Bode focused his critique of new media on the campaign for the 2016 presidential election, suggesting that what gets put into the national conversation has been altered by this era of soundbite and instant journalism. Presidential candidates are benefiting from the speed of passing information on (with little editing and oftentimes less research); because candidates get to retain more control over creating their own stories and media personalities (“they think they are entitled to their own facts”), Bode says, “candidates don’t want us to know them, they want to make up their own versions.” This is easier to do if journalists are spending less time profiling and more time speculating on politicians’ words and actions.

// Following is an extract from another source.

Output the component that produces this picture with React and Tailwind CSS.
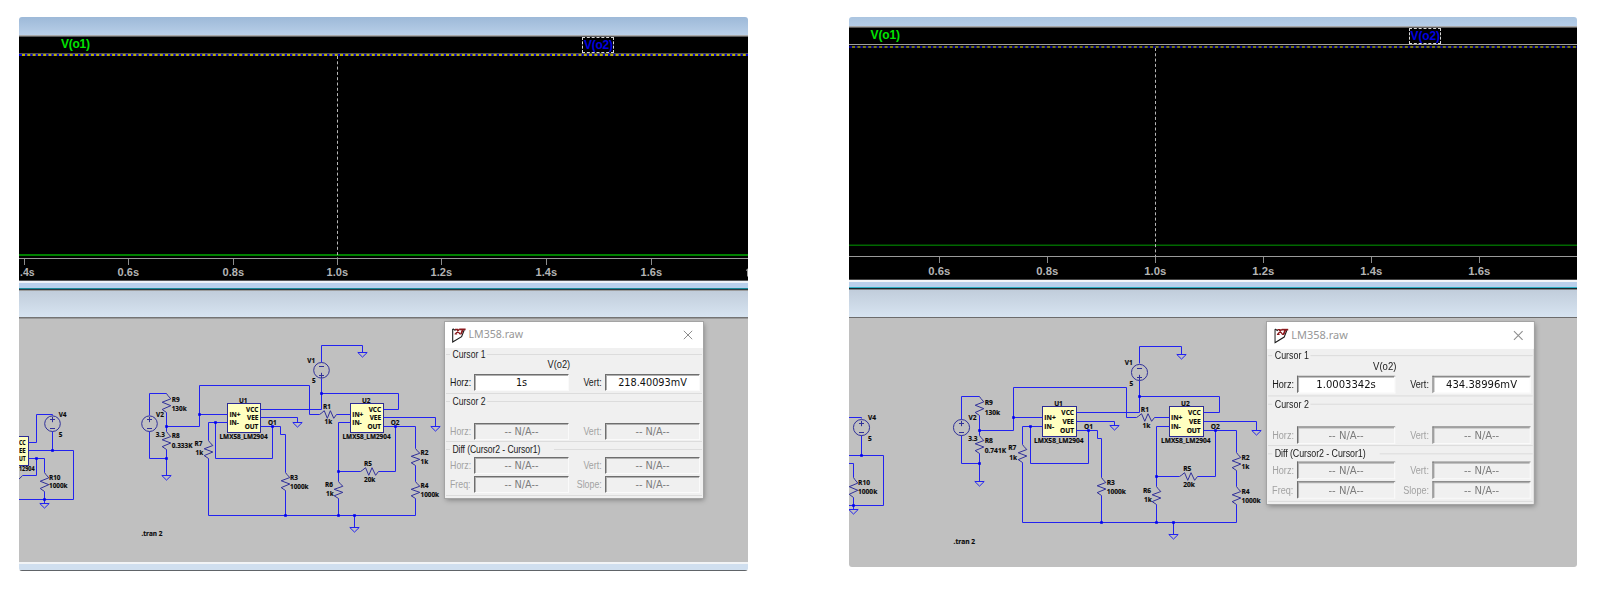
import React from 'react';

// Schematic is described once in sheet units; each view maps it with its own scale and offset.
const WIRES = [
  [[52.3, 415], [52.3, 414.3], [36.3, 414.3], [36.3, 442], [28.5, 442]],
  [[28.5, 450.7], [73.3, 450.7], [73.3, 499.7], [10, 499.7]],
  [[52.3, 431.7], [52.3, 450.7]],
  [[28.5, 458.7], [44.3, 458.7], [44.3, 472]],
  [[36.3, 458.7], [36.3, 475.5], [22.5, 475.5]],
  [[44.3, 491], [44.3, 503]],
  [[149.7, 415.7], [149.7, 393.3], [166.7, 393.3]],
  [[166.7, 412], [166.7, 431]],
  [[149.7, 431.7], [149.7, 458.7], [166.7, 458.7]],
  [[166.7, 449], [166.7, 475.5]],
  [[166.7, 426.3], [199.3, 426.3], [199.3, 385.3], [309.3, 385.3], [309.3, 414.3], [319, 414.3]],
  [[199.3, 414.3], [227.7, 414.3]],
  [[227.7, 422.3], [208, 422.3], [208, 440]],
  [[208, 458], [208, 515.7], [415.7, 515.7], [415.7, 498]],
  [[215.7, 422.3], [215.7, 458.7], [272.7, 458.7], [272.7, 426.3]],
  [[260.7, 409.3], [321.3, 409.3]],
  [[260.7, 417.5], [297.3, 417.5], [297.3, 422]],
  [[260.7, 426.3], [280.7, 426.3], [280.7, 434.3], [285, 434.3], [285, 472]],
  [[285, 490], [285, 515.7]],
  [[321.3, 362], [321.3, 345], [362.8, 345], [362.8, 352.5]],
  [[321.3, 378], [321.3, 409.3]],
  [[321.3, 393.3], [398.8, 393.3], [398.8, 409.3], [383.5, 409.3]],
  [[336, 414.3], [350.3, 414.3]],
  [[383.5, 417.5], [435.3, 417.5], [435.3, 426.5]],
  [[383.5, 426.3], [415.7, 426.3], [415.7, 448]],
  [[395.3, 426.3], [395.3, 471], [378, 471]],
  [[360, 471], [338.3, 471]],
  [[350.3, 422.3], [338.3, 422.3], [338.3, 481]],
  [[338.3, 498], [338.3, 515.7]],
  [[415.7, 465], [415.7, 481]],
  [[354.3, 515.7], [354.3, 527]],
];
const DOTS = [
  [52.3, 450.7], [36.3, 458.7], [44.3, 499.7], [166.7, 426.3], [166.7, 458.7], [199.3, 414.3],
  [215.7, 422.3], [272.7, 426.3], [285, 515.7], [321.3, 393.3], [395.3, 426.3], [338.3, 471],
  [338.3, 515.7], [354.3, 515.7],
];
const GROUNDS = [[44.3, 503], [166.7, 475.5], [297.3, 422], [362.8, 352.5], [435.3, 426.5], [354.3, 527]];
const V_RES = [
  [44.3, 472, 491], [166.7, 393.3, 412], [166.7, 431, 449], [208, 440, 458], [285, 472, 490],
  [338.3, 481, 498], [415.7, 448, 465], [415.7, 481, 498],
];
const H_RES = [[319, 336, 414.3], [360, 378, 471]];
const SOURCES = [[52.3, 423.7, false], [149.7, 423.7, false], [321.3, 370.3, true]];
const CHIPS = [[-4, 28.5, 436], [227.7, 260.5, 403.3], [350.3, 383.3, 403.3]];
const labels = (r8) => [
  ['V4', 58.7, 416.7], ['5', 58.7, 436.7], ['R10', 49, 479.7], ['1000k', 49, 488.2],
  ['R9', 171.7, 401.7], ['130k', 171.7, 411.3], ['V2', 156, 416.7], ['3.3', 155.7, 436.8],
  ['R8', 171.7, 438.3], [r8, 171.7, 448], ['R7', 194.5, 445.7], ['1k', 195.5, 455],
  ['.tran 2', 141.5, 536.3], ['V1', 307.3, 363.2], ['5', 312, 383.3],
  ['U1', 239, 402.5], ['U2', 362, 402.5], ['R1', 323, 409], ['1k', 324.5, 423.7],
  ['IN+', 229.5, 416.7], ['IN-', 229.5, 424.8], ['IN+', 352.3, 416.7], ['IN-', 352.3, 424.8],
  ['O1', 268, 425.2], ['O2', 390.7, 425.2],
  ['LMX58_LM2904', 219.5, 438.6], ['LMX58_LM2904', 342.5, 438.6],
  ['R3', 290, 479.7], ['1000k', 290, 488.5], ['R5', 364, 465.7], ['20k', 364, 481.6],
  ['R6', 325, 486.8], ['1k', 326, 496.3], ['R2', 420.5, 455.2], ['1k', 420.5, 464],
  ['R4', 420.5, 487.6], ['1000k', 420.5, 497.2],
];

function Schematic({ k, dx, dy, left, top, height, r8, edgeChip }) {
  const fx = (x) => x * k + dx;
  const fy = (y) => y * k + dy;
  const sx = (x) => Math.floor(fx(x)) + 0.5;
  const sy = (y) => Math.floor(fy(y)) + 0.5;
  const line = (pts) => pts.map(([x, y]) => `${sx(x)},${sy(y)}`).join(' ');
  const zig = [[0, 0], [0.1, 0.3], [0.28, 1], [0.46, -1], [0.64, 1], [0.84, -1], [1, 0]];
  return (
    <svg
      className="block w-full flex-none"
      style={{ height }}
      viewBox={`${left} ${top} 729 ${height}`}
      preserveAspectRatio="xMinYMin slice"
      fill="none"
    >
      {CHIPS.map(([a, b, y]) => (
        <rect key={a} x={sx(a)} y={sy(y)} width={sx(b) - sx(a)} height={Math.round(28.7 * k)} fill="#ffffc0" stroke="#2b2b96" />
      ))}
      <g stroke="#2222f0">
        {WIRES.map((w, i) => <polyline key={i} points={line(w)} />)}
        <path d={`M${fx(22.5)} ${fy(475.7)}L${fx(18)} ${fy(480)}`} stroke="#30309a" />
        {GROUNDS.map(([x, y], i) => (
          <path key={i} d={`M${sx(x) - 4.7} ${sy(y)}h9.4l-4.7 4.6z`} />
        ))}
      </g>
      {DOTS.map(([x, y], i) => <rect key={i} x={sx(x) - 1.3} y={sy(y) - 1.3} width="2.6" height="2.6" fill="#0000f0" />)}
      <g stroke="#30309a">
        {V_RES.map(([x, a, b], i) => (
          <polyline key={i} points={zig.map(([t, u]) => `${sx(x) + u * 4.3},${sy(a) + t * (sy(b) - sy(a))}`).join(' ')} />
        ))}
        {H_RES.map(([a, b, y], i) => (
          <polyline key={i} points={zig.map(([t, u]) => `${sx(a) + t * (sx(b) - sx(a))},${sy(y) - u * 3.8}`).join(' ')} />
        ))}
        {SOURCES.map(([x, y, flip], i) => {
          const p = flip ? 5.3 : -4.3;
          const m = flip ? -4 : 5;
          return (
            <g key={i}>
              <circle cx={sx(x)} cy={fy(y)} r={7.8 * k} />
              <path d={`M${sx(x) - 2.5} ${sy(y + p)}h5M${sx(x)} ${sy(y + p) - 2.7}v5.4M${sx(x) - 2.5} ${sy(y + m)}h5`} />
            </g>
          );
        })}
      </g>
      <g fill="#0a0a0a" stroke="#0a0a0a" strokeWidth="0.15" fontFamily="'Open Sans', 'Noto Sans', sans-serif" fontWeight="700" fontSize={6.4 * k}>
        {labels(r8).map(([t, x, y], i) => <text key={i} x={fx(x)} y={fy(y)}>{t}</text>)}
        {[258.3, 381].map((x) => (
          <g key={x} textAnchor="end">
            <text x={fx(x)} y={fy(412)}>VCC</text>
            <text x={fx(x)} y={fy(420.2)}>VEE</text>
            <text x={fx(x)} y={fy(429)}>OUT</text>
          </g>
        ))}
        {edgeChip && (
          <g>
            <text x="19" y="444.7" textLength="6.7" lengthAdjust="spacingAndGlyphs">CC</text>
            <text x="19" y="453.2" textLength="6.7" lengthAdjust="spacingAndGlyphs">EE</text>
            <text x="19" y="461.2" textLength="6.7" lengthAdjust="spacingAndGlyphs">UT</text>
            <text x="19" y="470.8" textLength="15.5" lengthAdjust="spacingAndGlyphs">12904</text>
          </g>
        )}
      </g>
    </svg>
  );
}

function Plot({ height, line, lineColor, cursorY, cursorColors, dash, cursorX, trace, traceH, traceColor, axis, ticks, base, tickW }) {
  return (
    <svg className="block w-full flex-none bg-black" style={{ height }}>
      <rect x="0" y={line} width="729" height="1" fill={lineColor} />
      <rect x="0" y={cursorY} width="729" height="2" fill={cursorColors[0]} />
      <line x1="3" x2="729" y1={cursorY + 1} y2={cursorY + 1} stroke={cursorColors[1]} strokeWidth="2" strokeDasharray={dash} />
      <rect x="0" y={trace} width="729" height={traceH} fill={traceColor} />
      <line x1={cursorX + 0.5} x2={cursorX + 0.5} y1={cursorY + 2} y2={axis} stroke="#b8b8b8" strokeDasharray="3 2.3" />
      <rect x="0" y={axis} width="729" height="1" fill="#9a9a9a" />
      {ticks.map(([x, t, textX, w]) => (
        <g key={t} fill="#b4b4b4">
          <rect x={x} y={axis + 1} width="1" height="6" fill="#8c8c8c" />
          <text
            x={textX ?? x - tickW / 2 + 0.3}
            y={base}
            fontFamily="'Liberation Sans', Arial, sans-serif"
            fontWeight="700"
            fontSize="11.3"
            textLength={w ?? tickW}
            lengthAdjust="spacingAndGlyphs"
          >
            {t}
          </text>
        </g>
      ))}
    </svg>
  );
}

function Label({ children, dim, className }) {
  return (
    <span className={`${dim ? 'text-[#a2a2a2]' : 'text-[#1a1a1a]'} text-[10.5px] leading-[13px] whitespace-nowrap inline-block ${className}`}>
      {children}
    </span>
  );
}

function Field({ value, dim }) {
  return (
    <div
      className={`h-[17px] w-[95px] flex-none border-t border-l border-r border-b border-t-[#6e6e6e] border-l-[#6e6e6e] border-r-[#fafafa] border-b-[#fafafa] text-center leading-[16px] font-['DejaVu_Sans_Condensed','DejaVu_Sans',sans-serif] shadow-[inset_1px_1px_0_#b0b0b0] ${
        dim ? 'bg-[#f0f0f0] text-[#7c7c7c] text-[10.8px]' : 'bg-white text-[#101010] text-[10.8px]'
      }`}
    >
      {value}
    </div>
  );
}

function Row({ a, av, b, bv, dim, className }) {
  return (
    <div className={`flex h-[17px] items-center ${className}`}>
      <div className="flex w-[28px] justify-end pr-[3px]"><Label dim={dim} className="origin-right scale-x-[0.84]">{a}</Label></div>
      <Field value={av} dim={dim} />
      <div className="flex w-[36px] justify-end pr-[3px]"><Label dim={dim} className="origin-right scale-x-[0.84]">{b}</Label></div>
      <Field value={bv} dim={dim} />
    </div>
  );
}

function Group({ title, children, className }) {
  return (
    <div className={`mx-px flex flex-col ${className}`}>
      <div className="flex h-[13px] items-center">
        <div className="h-px w-[4px] bg-[#dcdcdc]" />
        <Label className="origin-left scale-x-[0.82] pl-[3px] -mr-[6px]">{title}</Label>
        <div className="h-px flex-1 bg-[#dcdcdc]" />
      </div>
      {children}
    </div>
  );
}

function Dialog({ horz, vert, className }) {
  return (
    <div className={`absolute h-[176px] w-[257.5px] bg-[#f0f0f0] font-['Liberation_Sans',Arial,sans-serif] shadow-[0_0_0_1px_#a4a4a4,1px_2px_5px_0px_rgba(0,0,0,0.35)] ${className}`}>
      <div className="flex h-[26px] items-center bg-white pl-[7px] pr-[10px]">
        <svg width="14" height="15" viewBox="0 0 14 15" fill="none">
          <path d="M0.7 1V14L9.6 8.6L12.2 2" stroke="#1c1c1c" strokeWidth="1.1" />
          <path d="M0.7 0.8L3.5 2.5" stroke="#1c1c1c" strokeWidth="1.1" />
          <path d="M3 1.3H6.2M2.6 6H5.2M7.6 6H9.4M3.4 5.8L7.4 1.2M4.6 1.4L7.8 5.8" stroke="#8a1a1e" strokeWidth="1.2" />
          <path d="M7.2 1.4H13.6M10.8 1.6L9 6" stroke="#8a1a1e" strokeWidth="1.7" />
        </svg>
        <span className="ml-[2.5px] flex-1 font-['Noto_Sans',sans-serif] text-[10.6px] text-[#979797]">LM358.raw</span>
        <svg width="10" height="10" viewBox="0 0 10 10" stroke="#8c8c8c"><path d="M0.8 0.8L9.2 9.2M9.2 0.8L0.8 9.2" /></svg>
      </div>
      <Group title="Cursor 1" className="h-[46px] border-b border-[#dcdcdc]">
        <div className="flex h-[13px] items-center justify-center pl-0 pr-[29px] -mt-[3px]">
          <Label className="scale-x-[0.88]">V(o2)</Label>
        </div>
        <Row a="Horz:" av={horz} b="Vert:" bv={vert} className="mt-[3px]" />
      </Group>
      <Group title="Cursor 2" className="mt-px h-[47px] border-b border-[#dcdcdc]">
        <Row a="Horz:" av="-- N/A--" b="Vert:" bv="-- N/A--" dim className="mt-[15px]" />
      </Group>
      <Group title={<span className="tracking-[-0.1px]">Diff (Cursor2 - Cursor1)</span>} className="mt-px h-[53px] border-b border-[#dcdcdc]">
        <Row a="Horz:" av="-- N/A--" b="Vert:" bv="-- N/A--" dim className="mt-px" />
        <Row a="Freq:" av="-- N/A--" b="Slope:" bv="-- N/A--" dim className="mt-[2px]" />
      </Group>
    </div>
  );
}

const legendText = "text-[12px] font-bold leading-[14px] font-['Liberation_Sans',Arial,sans-serif]";

export default function App() {
  return (
    <div className="flex h-[596px] w-[1602px] items-start overflow-hidden bg-white pl-[19px] pt-[17px]">
      <section className="relative flex h-[554px] w-[729px] flex-none flex-col overflow-hidden rounded-[3px]">
        <div className="h-[18px] flex-none bg-linear-to-b from-[#9db9d8] to-[#b9cfe8]" />
        <div className="h-[2px] flex-none border-b border-[#5c5c5c] bg-[#a8a8a8]" />
        <div className="flex h-[16px] flex-none items-start bg-black">
          <span className={`ml-[42px] w-[30px] tracking-[-0.25px] text-[#00e400] ${legendText}`}>V(o1)</span>
          <span className={`ml-[491px] h-[16px] w-[32px] border border-dashed border-[#d8d8d8] pl-px tracking-[-0.25px] text-[#0000e0] ${legendText}`}>V(o2)</span>
        </div>
        <Plot height={227} line={0} lineColor="#505050" cursorY={1} cursorColors={['#0000c8', '#b8b000']} dash="3 2.3" cursorX={318} trace={201} traceH={2} traceColor="#008000" axis={205} base={223} tickW={21.5}
          ticks={[[5, '.4s', 1, 14.5], [109, '0.6s'], [214, '0.8s'], [318, '1.0s'], [422, '1.2s'], [527, '1.4s'], [632, '1.6s']]} />
        <div className="h-px flex-none bg-[#555555]" />
        <div className="h-[2px] flex-none bg-[#eef2f7]" />
        <div className="h-[5px] flex-none bg-[#b9d0ec]" />
        <div className="h-px flex-none bg-[#1c8c9c]" />
        <div className="h-px flex-none bg-[#2c3c44]" />
        <div className="h-px flex-none bg-[#9c9c9c]" />
        <div className="h-[26px] flex-none bg-linear-to-b from-[#c1cddb] to-[#d7e4f1]" />
        <div className="h-[2px] flex-none border-b border-[#9a9a9a] bg-[#747474]" />
        <div className="h-[243px] flex-none bg-[#c0c0c0]">
          <Schematic k={1} dx={0} dy={0} left={19} top={319} height={243} r8="0.333K" edgeChip />
        </div>
        <div className="h-[2px] flex-none bg-[#f2f4f6]" />
        <div className="h-[6px] flex-none bg-[#d0dfef]" />
        <div className="h-px flex-none bg-[#606468]" />
        <svg className="absolute left-[727px] top-[251px]" width="2" height="9"><path d="M0 2L2 0.3V8.5H1V2.5L0 3z" fill="#a0a0a0" /></svg>
        <Dialog horz="1s" vert="218.40093mV" className="left-[426px] top-[305px]" />
      </section>

      <section className="relative ml-[101px] flex h-[550px] w-[728px] flex-none flex-col overflow-hidden rounded-[3px]">
        <div className="h-[9px] flex-none bg-linear-to-b from-[#abc5e0] to-[#b5cde8]" />
        <div className="h-[2px] flex-none border-b border-[#5c5c5c] bg-[#a8a8a8]" />
        <div className="flex h-[16px] flex-none items-start bg-black">
          <span className={`ml-[21.5px] w-[31px] text-[#00e400] tracking-[-0.1px] ${legendText}`}>V(o1)</span>
          <span className={`ml-[507px] h-[16px] w-[32.5px] border border-dashed border-[#d8d8d8] pl-px tracking-[-0.1px] text-[#0000e0] ${legendText}`}>V(o2)</span>
        </div>
        <Plot height={235} line={0} lineColor="#a0a0a0" cursorY={2} cursorColors={['#00008c', '#787810']} dash="3 2.42" cursorX={306} trace={200.5} traceH={1.5} traceColor="#006800" axis={212} base={231} tickW={22}
          ticks={[[90, '0.6s'], [198, '0.8s'], [306, '1.0s'], [414, '1.2s'], [522, '1.4s'], [630, '1.6s']]} />
        <div className="h-px flex-none bg-[#444444]" />
        <div className="h-[2px] flex-none bg-[#f4f6f8]" />
        <div className="h-[5px] flex-none bg-[#b9d0ec]" />
        <div className="h-px flex-none bg-[#2cb0c4]" />
        <div className="h-px flex-none bg-[#18282e]" />
        <div className="h-px flex-none bg-[#808488]" />
        <div className="h-[27px] flex-none bg-linear-to-b from-[#c1cddb] to-[#d7e4f1]" />
        <div className="h-px flex-none bg-[#6c6c6c]" />
        <div className="h-[249px] flex-none bg-[#c0c0c0]">
          <Schematic k={1.032} dx={807.5} dy={-9.7} left={849} top={318} height={249} r8="0.741K" />
        </div>
        <Dialog horz="1.0003342s" vert="434.38996mV" className="left-[417.5px] top-[305px] origin-top-left scale-[1.034]" />
      </section>
    </div>
  );
}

A further implication of digital journalism is in how different demographics consume their news and how they are reported on themselves. Here is an interesting Pew survey analyzed by the International Business Times that gives some idea of the audience makeup of online and TV news outlets, including political satire like The Daily Show and The Colbert Report. When youth, minorities, working-class whites, etc., are all appealed to through different media, as well as represented differently, it will be difficult to discern how disruptive candidates like Trump would be to the Democratic base and to which subset in particular. (Green expressed concern for the way Christian Evangelicals are often reported on and questions the polls that show them as Trump supporters—I was dismayed none of the panelists made mention of the secular vote.)

All in all, though the panelists and report authors could cite both pros and cons for democracy of this new media age, the conclusion clearly remains a work in progress.